Depp impact (ceci n'est PAS un film catastrophe)

Faire un film de mafia aujourd'hui relève de la gageure. Le genre lui-même semble comme sous verre, enfermé dans son propre musée. Comment créer ? Comment trouver encore des images qui ne soient pas par avance dévitalisées ? Le classicisme intemporel de "The Godfather" y parvenait en son temps. "Goodfellas" a osé l'humour, avec succès (les Sopranos suivront). "Gomorra" plus récemment a eu le mérite de déglamouriser le milieu.


Scott Cooper a bien du courage, et plutôt du bon sens - il n'est clairement pas le énième tâcheron de la grande famille hollywoodienne. Il travail avec application, se montre efficace et crée une ambiance paranoïaque grâce à une mise en scène soignée (faussement conventionnelle) et la photo de son chef op.' japonais. On y reconnaît la patte Bennett Miller : précision, sobriété, beauté glacée. Cooper tire le meilleur de ce joli casting (Depp, Cumberbach, Bacon, Joel Edgerton excellent qui roule grossièrement des mécaniques). Il a aussi la chance d'avoir Boston. Les clichés sur les irlandais ont peut-être moins été rabattus à nos oreilles que ceux sur la mafia italienne. Le côté bureaucratique et toute la paperasse au FBI sont là aussi filmés avec modernité ("La Taupe" est passé par là). La ressemblance affirme la singularité : Scott Cooper n'invente rien mais reste un solide conteur et parvient la plupart du temps à nous emmener. Scénario serré, intensité, rythme.

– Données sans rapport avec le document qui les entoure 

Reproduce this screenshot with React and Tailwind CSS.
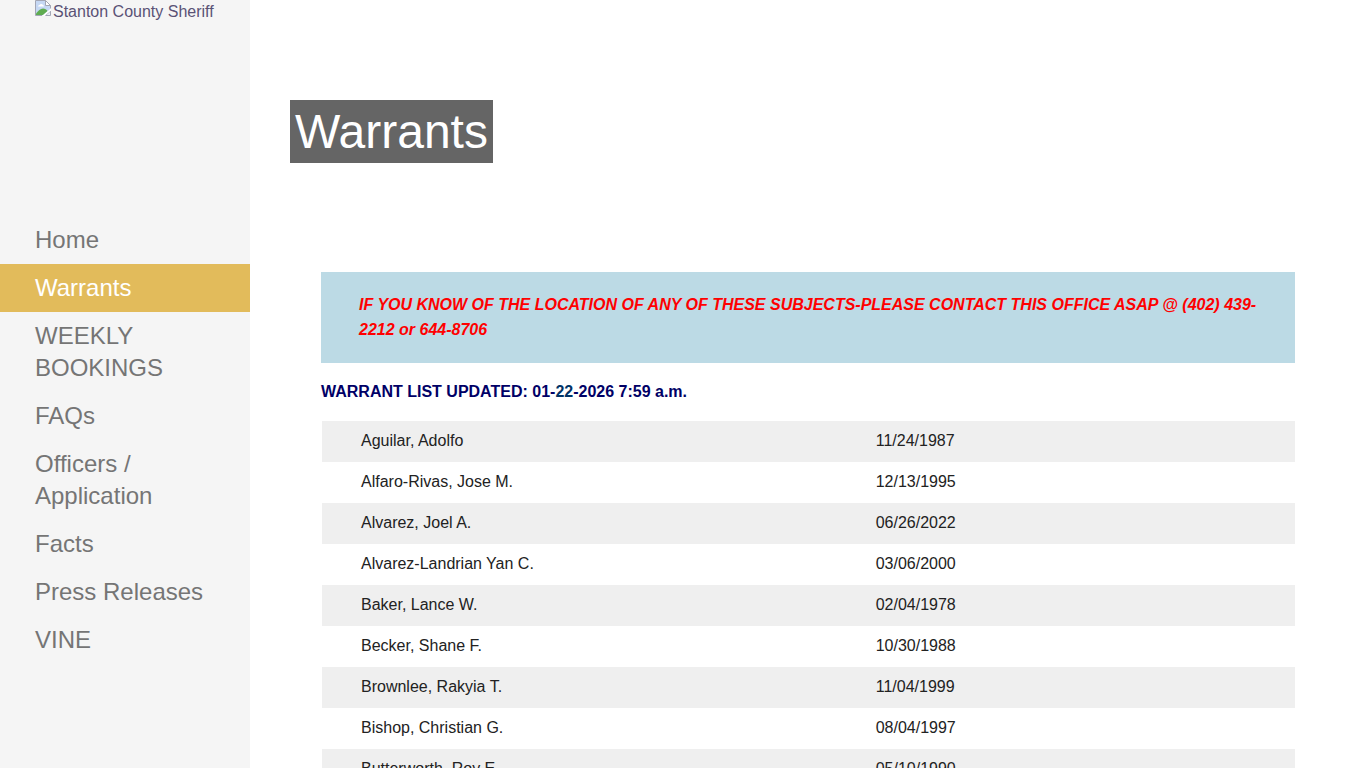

Il est de coutume de dire qu'on voyage pour vérifier que les monuments, tous ces endroits célèbres vus en photos, existent. Voilà à quoi est réduit ce genre en 2015 : vérifier, et donc révisiter à travers les scènes de la mythologie qu'elle s'est construite, que le film de mafia n'est pas mort, qu'il bouge encore. "Black Mass" assume cet aspect visite guidée : l'assassinat sur un parking, la scène en boîte de nuit, la scène Joe Pesci etc. Le choix même de Johnny Depp semble confirmer cette angle, comme pour vérifier que le mythe tient encore 20 ans après "Donnie Brasco".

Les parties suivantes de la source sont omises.